On Women
First, the news. We have shuffled along to Catonsville! I am returned to work, as a preschool language teacher at a Reggio Emilia-inspired facility, where my son has been graciously afforded an opportunity to thrive and grow alongside me. We live right on top of the Catonsville Junction, with all the Scittino’s pizza, Caffe Di Roma goodness, and Trolley Trail #8 hiking within walking distance that entails. It’s also nice to be a 10-minute drive to Seoul Spa, the only jjimjilbang in the region. (I have so much to say about Korean saunas. Another time.)
What I wanted to write about here, though, is women. Not specific women–I mean the idea of women as being included, as a fundamental part of our perspective. The woman who married me sat me down and shared with me a (nominally) comedy segment called Nanette, performed by an Australian woman, Hannah Gadsby. It’s apparently much talked-about, but I missed all that in the vortex of being back at work full-time (and raising a son, and being out of the country, and on and on and on). And before I write more, I exhort you to sit down with nothing else to do, and watch it.
All of it. Don’t stop watching when it gets uncomfortable. Keep going.
OK, you still with me? Good.
So, Nanette blew the gates wide open for me. I have been writing, working, and living as a feminist, but Hannah’s story sunk home for me a lesson that I should have learned growing up as a young man, raised largely by my mother. My mother, who had to fight her direct supervisor tooth and nail (successfully!) for every promotion and raise at work. My mother, who stood up against (and beat!) the school board who wanted to suspend my sister for violating their arbitrary no-shorts policy for girls.
And the lesson is this: we need to become aware of marginalized people’s perspectives, and educate ourselves on their realities. We need to be conscious of the validity of their perspectives–and actively demonstrate that validity–not merely in our spoken words, but in our internal speech and the actions that spring from that. We must take up arms against an active oppression, one that has been going on for centuries, against humanity.
But I didn’t learn it. I went to high school and college, absorbing patriarchal thought patterns as you do when you are part of the highest social caste in Western culture–the straight, white man. Rape jokes were funny. Prison rape jokes were just the bomb. “Gay” was a useful epithet for describing disdain.
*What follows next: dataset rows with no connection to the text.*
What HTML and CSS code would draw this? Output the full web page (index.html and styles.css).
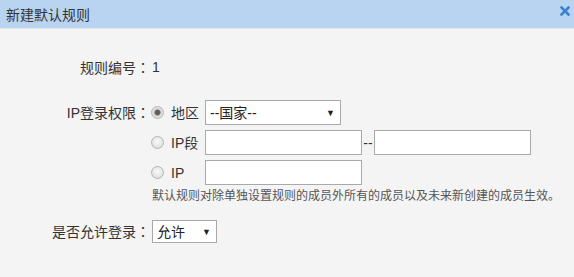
FILE: index.html
```html
<!DOCTYPE html>
<html>
<head>
<meta charset="utf-8">
<title>新建默认规则</title>
<link rel="stylesheet" href="styles.css">
</head>
<body>
<div class="dialog">
  <div class="dlg-head">
    <span class="dlg-title">新建默认规则</span>
    <span class="dlg-close" title="关闭">
      <svg width="10" height="10" viewBox="0 0 10 10"><path d="M1.5 1.5L8.5 8.5M8.5 1.5L1.5 8.5" stroke="#3b82cf" stroke-width="2.6" stroke-linecap="square"/></svg>
    </span>
  </div>

  <div class="dlg-body">
    <div class="row row-id">
      <span class="lbl">规则编号<span class="colon">：</span></span>
      <span class="val">1</span>
    </div>

    <div class="row row-ip">
      <span class="lbl">IP登录权限<span class="colon">：</span></span>
      <div class="opts">
        <div class="opt">
          <input type="radio" name="iptype" checked>
          <span class="opt-name">地区</span>
          <span class="sel sel-wide">
            <select><option>--国家--</option></select>
            <span class="arrow">&#9660;</span>
          </span>
        </div>
        <div class="opt">
          <input type="radio" name="iptype">
          <span class="opt-name">IP段</span>
          <input type="text" class="txt">
          <span class="dash">--</span>
          <input type="text" class="txt">
        </div>
        <div class="opt">
          <input type="radio" name="iptype">
          <span class="opt-name">IP</span>
          <input type="text" class="txt">
        </div>
        <div class="hint">默认规则对除单独设置规则的成员外所有的成员以及未来新创建的成员生效。</div>
      </div>
    </div>

    <div class="row row-allow">
      <span class="lbl">是否允许登录<span class="colon">：</span></span>
      <span class="sel sel-short">
        <select><option>允许</option><option>禁止</option></select>
        <span class="arrow">&#9660;</span>
      </span>
    </div>
  </div>
</div>
</body>
</html>
```

FILE: styles.css
```css
body {
  margin: 0;
  background: #f4f4f4;
  font-family: "Liberation Sans", "Noto Sans CJK SC", sans-serif;
  font-size: 14px;
  color: #333;
}
.dlg-head {
  height: 28px;
  background: #b8d4f1;
  border-bottom: 1px solid #e6e6e6;
  display: flex;
  align-items: center;
  justify-content: space-between;
  padding: 0 4px 0 6px;
}
.dlg-title {
  font-size: 14px;
  color: #333;
}
.dlg-close {
  display: flex;
  margin-top: -6px;
}
.dlg-body {
  padding-top: 28px;
}
.row {
  display: flex;
  align-items: flex-start;
}
.lbl {
  width: 150px;
  text-align: right;
  flex: none;
  line-height: 20px;
}
.colon {
  font-family: "Noto Sans CJK TC", sans-serif;
}
.val {
  line-height: 20px;
  padding-left: 2px;
}
.row-ip {
  margin-top: 22px;
}
.row-ip .lbl {
  line-height: 25px;
}
.opts {
  display: flex;
  flex-direction: column;
  gap: 5px;
}
.opt {
  display: flex;
  align-items: center;
  height: 25px;
}
input[type=radio] {
  appearance: none;
  -webkit-appearance: none;
  width: 13px;
  height: 13px;
  margin: 0 7px 0 1px;
  border: 1px solid #b4b4b4;
  border-radius: 50%;
  background: radial-gradient(circle at 50% 40%, #fafafa 0%, #e2e2e2 70%, #d4d4d4 100%);
  flex: none;
}
input[type=radio]:checked {
  background: radial-gradient(circle, #555 0, #666 2.5px, #d8d8d8 3.5px, #eee 100%);
}
.opt-name {
  width: 34px;
  flex: none;
  line-height: 20px;
}
.txt {
  width: 157px;
  height: 25px;
  box-sizing: border-box;
  border: 1px solid #a9a9a9;
  background: #fff;
  margin: 0;
  padding: 0 4px;
  font: inherit;
}
.dash {
  width: 12px;
  text-align: center;
  color: #333;
}
.hint {
  font-size: 12px;
  color: #555;
  line-height: 18px;
  margin-top: -3px;
  padding-left: 2px;
}
.sel {
  position: relative;
  display: inline-flex;
}
.sel select {
  appearance: none;
  -webkit-appearance: none;
  box-sizing: border-box;
  border: 1px solid #a9a9a9;
  border-radius: 0;
  background: #fff;
  margin: 0;
  padding: 0 4px;
  font: inherit;
  font-size: 14px;
  color: #222;
}
.sel-wide select {
  width: 136px;
  height: 25px;
}
.sel-short select {
  width: 65px;
  height: 23px;
}
.sel .arrow {
  position: absolute;
  right: 6px;
  top: 50%;
  transform: translateY(-50%);
  font-size: 9px;
  color: #222;
  pointer-events: none;
}
.row-allow {
  margin-top: 15px;
  align-items: center;
}
.row-allow .sel {
  margin-left: 2px;
}
```
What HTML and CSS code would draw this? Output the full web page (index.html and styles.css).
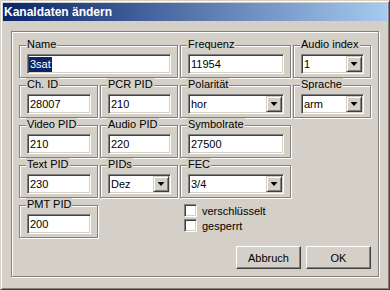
FILE: index.html
```html
<!DOCTYPE html>
<html lang="de">
<head>
    <meta charset="UTF-8">
    <title>Kanaldaten ändern</title>
    <link rel="stylesheet" href="styles.css">
</head>
<body>
  <div class="window">
    <div class="titlebar">Kanaldaten ändern</div>

    <div class="panel">
      <div class="grid">
        <!-- Zeile 1 -->
        <div class="group span2">
          <span class="label">Name</span>
          <div class="edit"><span class="sel">3sat</span></div>
        </div>
        <div class="group">
          <span class="label">Frequenz</span>
          <div class="edit">11954</div>
        </div>
        <div class="group">
          <span class="label">Audio index</span>
          <div class="edit combo">1<span class="drop"></span></div>
        </div>

        <!-- Zeile 2 -->
        <div class="group first">
          <span class="label">Ch. ID</span>
          <div class="edit">28007</div>
        </div>
        <div class="group">
          <span class="label">PCR PID</span>
          <div class="edit">210</div>
        </div>
        <div class="group">
          <span class="label">Polarität</span>
          <div class="edit combo">hor<span class="drop"></span></div>
        </div>
        <div class="group">
          <span class="label">Sprache</span>
          <div class="edit combo">arm<span class="drop"></span></div>
        </div>

        <!-- Zeile 3 -->
        <div class="group first">
          <span class="label">Video PID</span>
          <div class="edit">210</div>
        </div>
        <div class="group">
          <span class="label">Audio PID</span>
          <div class="edit">220</div>
        </div>
        <div class="group">
          <span class="label">Symbolrate</span>
          <div class="edit">27500</div>
        </div>

        <!-- Zeile 4 -->
        <div class="group first">
          <span class="label">Text PID</span>
          <div class="edit">230</div>
        </div>
        <div class="group">
          <span class="label">PIDs</span>
          <div class="edit combo">Dez<span class="drop"></span></div>
        </div>
        <div class="group">
          <span class="label">FEC</span>
          <div class="edit combo">3/4<span class="drop"></span></div>
        </div>

        <!-- Zeile 5 -->
        <div class="group first">
          <span class="label">PMT PID</span>
          <div class="edit">200</div>
        </div>
        <div class="checks">
          <div class="check"><span class="box"></span>verschlüsselt</div>
          <div class="check"><span class="box"></span>gesperrt</div>
        </div>
      </div>

      <div class="buttons">
        <div class="btn">Abbruch</div>
        <div class="btn">OK</div>
      </div>
    </div>
  </div>
</body>
</html>
```

FILE: styles.css
```css
body { margin: 0; background: #d4d0c8; font-family: "Liberation Sans", Arial, sans-serif; font-size: 11px; color: #000; }

.window { width: 390px; height: 290px; box-sizing: border-box; padding: 2px; background: #d4d0c8; border: 1px solid; border-color: #d4d0c8 #404040 #404040 #d4d0c8; box-shadow: inset 1px 1px #fff, inset -1px -1px #808080; display: flex; flex-direction: column; }
.titlebar { height: 18px; line-height: 18px; padding-left: 1px; background: linear-gradient(to right, #0a246a, #a6caf0); color: #fff; font-weight: bold; font-size: 12px; }

/* geätzter Rahmen */
.panel { margin: 10px 8px 0; padding: 13px 7px 7px; border: 1px solid #808080; box-shadow: inset 1px 1px #fff, 1px 1px #fff; }
.grid { display: grid; grid-template-columns: 79px 78px 111px 78px; grid-auto-rows: 33px; gap: 7px 2px; }
.group { position: relative; padding: 8px 6px 0 7px; border: 1px solid #808080; box-shadow: inset 1px 1px #fff, 1px 1px #fff; }
.span2 { grid-column: span 2; }
.first { grid-column: 1; }
.label { position: absolute; top: -8px; left: 6px; padding: 0 1px; line-height: 13px; background: #d4d0c8; white-space: nowrap; }

.edit { height: 20px; box-sizing: border-box; padding: 1px 1px 1px 2px; display: flex; align-items: center; line-height: 16px; background: #fff; border: 1px solid; border-color: #808080 #fff #fff #808080; box-shadow: inset 1px 1px #404040, inset -1px -1px #d4d0c8; }
.sel { height: 15px; line-height: 15px; padding: 0 1px; margin-left: -1px; background: #0a246a; color: #fff; }
.drop { width: 16px; height: 16px; box-sizing: border-box; margin-left: auto; display: flex; align-items: center; justify-content: center; background: #d4d0c8; border: 1px solid; border-color: #d4d0c8 #404040 #404040 #d4d0c8; box-shadow: inset 1px 1px #fff, inset -1px -1px #808080; }
.drop::after { content: ""; width: 7px; height: 4px; background: #000; clip-path: polygon(0 0, 100% 0, 50% 100%); }

.checks { grid-column: 3; display: flex; flex-direction: column; gap: 2px; margin: -1px 0 0 4px; }
.check { display: flex; align-items: center; gap: 5px; height: 13px; }
.box { width: 13px; height: 13px; box-sizing: border-box; background: #fff; border: 1px solid; border-color: #808080 #fff #fff #808080; box-shadow: inset 1px 1px #404040, inset -1px -1px #d4d0c8; }

.buttons { display: flex; justify-content: flex-end; gap: 5px; margin-top: 8px; }
.btn { width: 65px; height: 23px; box-sizing: border-box; display: flex; align-items: center; justify-content: center; border: 1px solid; border-color: #fff #404040 #404040 #fff; box-shadow: inset -1px -1px #808080; }
```
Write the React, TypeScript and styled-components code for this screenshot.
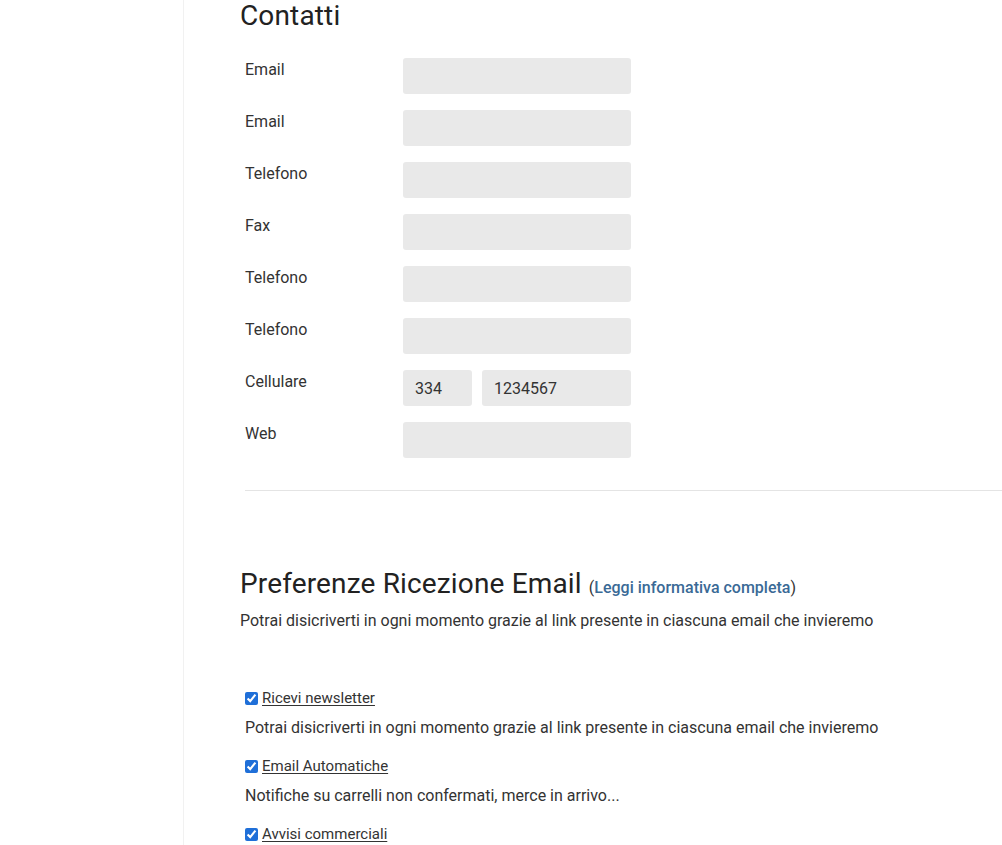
import React from 'react';
import styled, { createGlobalStyle } from 'styled-components';

const GlobalStyle = createGlobalStyle`
  html, body {
    margin: 0;
    padding: 0;
    background: #fff;
    font-family: Roboto, 'Liberation Sans', Arial, sans-serif;
    color: #333;
  }
`;

const Page = styled.div`
  display: flex;
  min-height: 845px;
  overflow: hidden;
`;

const Sidebar = styled.aside`
  width: 183px;
  flex-shrink: 0;
  border-right: 1px solid #f1f1f1;
`;

const Main = styled.main`
  flex: 1;
  padding-left: 56px;
`;

const SectionTitle = styled.h2`
  margin: 0;
  font-size: 28px;
  line-height: 32px;
  font-weight: 400;
  letter-spacing: 0.15px;
  color: #222;
`;

const Form = styled.div`
  display: flex;
  flex-direction: column;
  gap: 16px;
  padding-left: 5px;
  margin-top: 26px;
`;

const Row = styled.div`
  display: flex;
  align-items: flex-start;
`;

const Label = styled.label`
  width: 158px;
  font-size: 16px;
  line-height: 24px;
  color: #333;
`;

const Inputs = styled.div`
  display: flex;
  gap: 10px;
  width: 228px;
`;

const Field = styled.input<{ $w?: number }>`
  box-sizing: border-box;
  width: ${(p) => (p.$w ? `${p.$w}px` : '100%')};
  flex: ${(p) => (p.$w ? 'none' : '1')};
  height: 36px;
  border: none;
  border-radius: 3px;
  background: #e9e9e9;
  padding: 0 12px;
  font-family: inherit;
  font-size: 16px;
  color: #333;
  outline: none;
`;

const Divider = styled.hr`
  border: none;
  border-top: 1px solid #e4e4e4;
  margin: 32px 0 77px 5px;
`;

const LinkWrap = styled.span`
  font-size: 16px;
  letter-spacing: 0;
  color: #333;
`;

const InfoLink = styled.a`
  color: #3a6a96;
  font-weight: 500;
  text-decoration: none;
`;

const Intro = styled.p`
  margin: 5px 0 55px;
  font-size: 16px;
  line-height: 24px;
  color: #333;
`;

const Prefs = styled.div`
  display: flex;
  flex-direction: column;
  gap: 16px;
  padding-left: 5px;
`;

const PrefItem = styled.div`
  display: flex;
  flex-direction: column;
  gap: 8px;
`;

const CheckLine = styled.label`
  display: flex;
  align-items: center;
  gap: 4px;
  font-size: 15px;
  line-height: 20px;
  color: #333;

  input {
    margin: 0;
    width: 13px;
    height: 13px;
    accent-color: #1f6fd8;
  }

  span {
    text-decoration: underline;
    text-underline-offset: 2px;
  }
`;

const PrefNote = styled.div`
  font-size: 16px;
  line-height: 24px;
  color: #333;
`;

const contacts: { label: string; values?: [string, string] }[] = [
  { label: 'Email' },
  { label: 'Email' },
  { label: 'Telefono' },
  { label: 'Fax' },
  { label: 'Telefono' },
  { label: 'Telefono' },
  { label: 'Cellulare', values: ['334', '1234567'] },
  { label: 'Web' },
];

const prefs = [
  {
    title: 'Ricevi newsletter',
    note: 'Potrai disicriverti in ogni momento grazie al link presente in ciascuna email che invieremo',
  },
  {
    title: 'Email Automatiche',
    note: 'Notifiche su carrelli non confermati, merce in arrivo...',
  },
  { title: 'Avvisi commerciali', note: '' },
];

export default function App() {
  return (
    <>
      <GlobalStyle />
      <Page>
        <Sidebar />
        <Main>
          <SectionTitle>Contatti</SectionTitle>
          <Form>
            {contacts.map((c, i) => (
              <Row key={i}>
                <Label>{c.label}</Label>
                <Inputs>
                  {c.values ? (
                    <>
                      <Field $w={69} defaultValue={c.values[0]} />
                      <Field defaultValue={c.values[1]} />
                    </>
                  ) : (
                    <Field />
                  )}
                </Inputs>
              </Row>
            ))}
          </Form>
          <Divider />
          <SectionTitle>
            Preferenze Ricezione Email{' '}
            <LinkWrap>
              (<InfoLink href="#">Leggi informativa completa</InfoLink>)
            </LinkWrap>
          </SectionTitle>
          <Intro>
            Potrai disicriverti in ogni momento grazie al link presente in ciascuna email che invieremo
          </Intro>
          <Prefs>
            {prefs.map((p) => (
              <PrefItem key={p.title}>
                <CheckLine>
                  <input type="checkbox" defaultChecked />
                  <span>{p.title}</span>
                </CheckLine>
                {p.note && <PrefNote>{p.note}</PrefNote>}
              </PrefItem>
            ))}
          </Prefs>
        </Main>
      </Page>
    </>
  );
}
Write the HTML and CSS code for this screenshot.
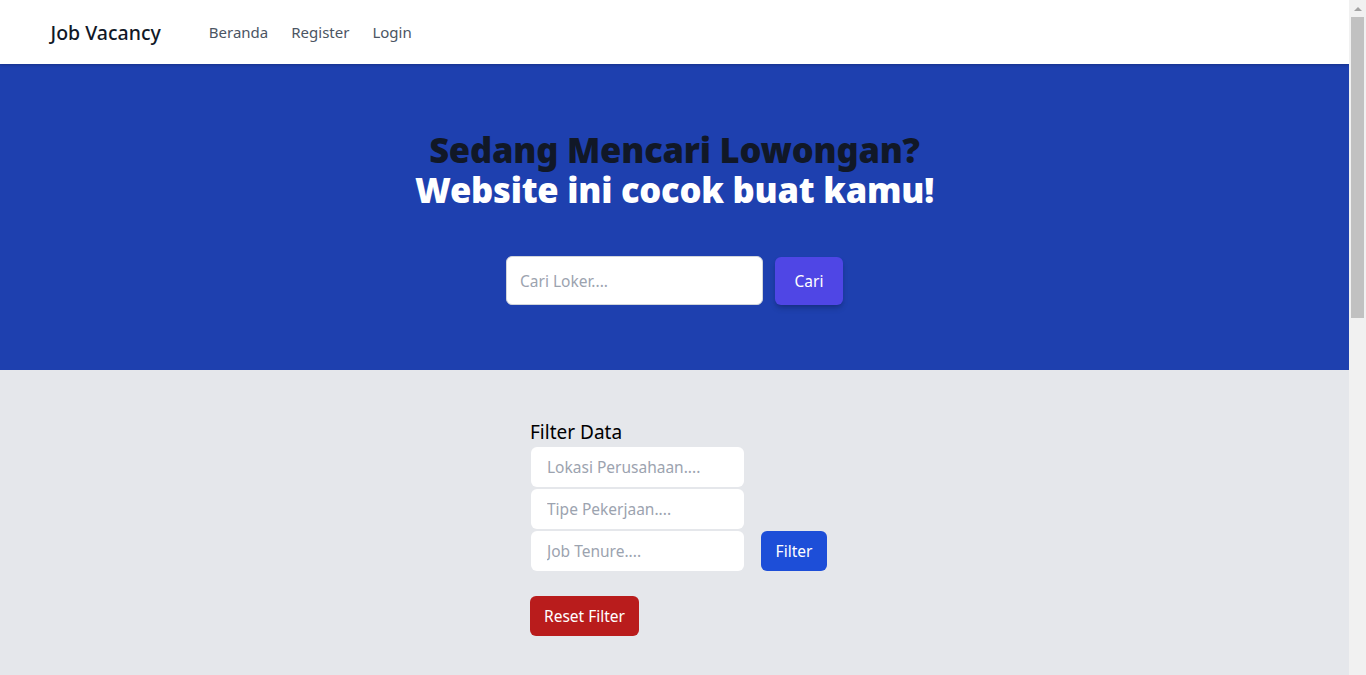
FILE: index.html
```html
<!DOCTYPE html>
<html lang="id">
<head>
<meta charset="utf-8">
<title>Job Vacancy</title>
<link rel="stylesheet" href="styles.css">
</head>
<body>
<div class="page">
  <nav class="navbar">
    <div class="container nav-inner">
      <a class="brand" href="#">Job Vacancy</a>
      <ul class="nav-links">
        <li><a href="#">Beranda</a></li>
        <li><a href="#">Register</a></li>
        <li><a href="#">Login</a></li>
      </ul>
    </div>
  </nav>
  <header class="hero">
    <h1 class="hero-title"><span class="dark">Sedang Mencari Lowongan?</span><br><span class="light">Website ini cocok buat kamu!</span></h1>
    <form class="search">
      <input class="search-input" type="text" placeholder="Cari Loker....">
      <button class="btn btn-indigo" type="button">Cari</button>
    </form>
  </header>
  <main class="filter-section">
    <div class="filter-box">
      <h2 class="filter-title">Filter Data</h2>
      <div class="filter-row">
        <div class="filter-inputs">
          <input class="field" type="text" placeholder="Lokasi Perusahaan....">
          <input class="field" type="text" placeholder="Tipe Pekerjaan....">
          <input class="field" type="text" placeholder="Job Tenure....">
        </div>
        <button class="btn btn-blue" type="button">Filter</button>
      </div>
      <button class="btn btn-red" type="button">Reset Filter</button>
    </div>
  </main>
</div>
<div class="scrollbar" aria-hidden="true">
  <div class="sb-arrow"></div>
  <div class="sb-thumb"></div>
</div>
</body>
</html>
```
FILE: styles.css
```css
* { box-sizing: border-box; }
html, body { margin: 0; padding: 0; }
body {
  font-family: "Noto Sans", "Open Sans", sans-serif;
  color: #111827;
  background: #e5e7eb;
}
.page {
  margin-right: 17px;
}
.scrollbar {
  position: fixed;
  top: 0;
  right: 0;
  width: 17px;
  height: 100vh;
  background: #f1f1f1;
  z-index: 10;
}
.sb-arrow {
  height: 17px;
  display: flex;
  align-items: center;
  justify-content: center;
}
.sb-arrow::before {
  content: "";
  width: 0;
  height: 0;
  border-left: 4px solid transparent;
  border-right: 4px solid transparent;
  border-bottom: 4px solid #a3a3a3;
}
.sb-thumb {
  margin: 0 2px;
  height: 301px;
  background: #c1c1c1;
}
.container {
  max-width: 1280px;
  margin: 0 auto;
  padding: 0 16px;
}
.navbar {
  background: #fff;
  height: 64px;
  position: relative;
  z-index: 2;
  box-shadow: 0 1px 3px rgba(0,0,0,0.15), 0 1px 2px rgba(0,0,0,0.08);
}
.nav-inner {
  display: flex;
  align-items: center;
  height: 64px;
}
.brand {
  font-size: 19.5px;
  color: #111827;
  text-decoration: none;
  font-weight: 500;
  margin-right: 48px;
}
.nav-links {
  list-style: none;
  margin: 0;
  padding: 0;
  display: flex;
  gap: 23px;
}
.nav-links a {
  color: #4b5563;
  text-decoration: none;
  font-size: 15px;
}
.hero {
  background: #1e40af;
  padding: 64px 16px 65px;
  text-align: center;
}
.hero-title {
  margin: 2px 0 0;
  font-size: 34.5px;
  line-height: 40px;
  font-weight: 900;
  letter-spacing: -0.2px;
}
.hero-title .dark { color: #111827; }
.hero-title .light { color: #fff; }
.search {
  margin-top: 46px;
  display: flex;
  justify-content: center;
  align-items: center;
  gap: 12px;
}
.search-input {
  width: 257px;
  height: 49px;
  border: 1px solid #d1d5db;
  border-radius: 6px;
  padding: 0 13px;
  font: inherit;
  font-size: 15.5px;
  background: #fff;
  outline: none;
}
.search-input::placeholder, .field::placeholder { color: #9ca3af; }
.btn {
  border: none;
  border-radius: 6px;
  color: #fff;
  font: inherit;
  font-size: 15.5px;
  cursor: pointer;
}
.btn-indigo {
  background: #4f46e5;
  width: 68px;
  height: 48px;
  box-shadow: 0 4px 6px -1px rgba(0,0,0,0.2), 0 2px 4px -2px rgba(0,0,0,0.15);
}
.filter-section {
  min-height: 1068px;
  padding-top: 48px;
}
.filter-box {
  width: 289px;
  margin: 0 auto;
}
.filter-title {
  margin: 0 0 1px;
  font-size: 19px;
  line-height: 28px;
  font-weight: 400;
  color: #000;
}
.filter-row {
  display: flex;
  align-items: flex-end;
  gap: 17px;
  white-space: nowrap;
}
.filter-inputs {
  display: flex;
  flex-direction: column;
  gap: 2px;
  padding-left: 1px;
}
.field {
  width: 213px;
  height: 40px;
  border: none;
  border-radius: 6px;
  background: #fff;
  padding: 0 16px;
  font: inherit;
  font-size: 15.5px;
  outline: none;
}
.btn-blue {
  background: #1d4ed8;
  width: 66px;
  height: 40px;
  flex: none;
}
.btn-red {
  background: #b91c1c;
  margin-top: 25px;
  width: 109px;
  height: 40px;
}
```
Even as I dislodged my mind from this intellectual morass in undergraduate, even as I began to practice a basic sort of feminism thanks to my fantastically patient professors and my vastly-improved peer group, I persisted in thinking of women as objects (to be worshiped and praised and sought after, but objects nevertheless). I thought trans individuals were arrogant for rejecting the pronouns that perpetuate our cultural ignorance of the vast diversity of gender that exists. And even as I grew into a teacher, as I began to inject into my curriculum that awareness of the social Other, I laid down and rested on my laurels. I wrote from the lens of that boy growing up sheltered in a cul-de-sac, reading fantasy books by old white men.
No more. I’m not tearing up what I have written. But it requires surgery, and long rounds of physical therapy. It’s pretty simple, really. All people are equal, fiercely and unapologetically–and I commit to my writing as an act of showcasing the ways that people–and specifically women–are alive, and intrinsically worthy of those lives without any reference to another. I have so much to learn.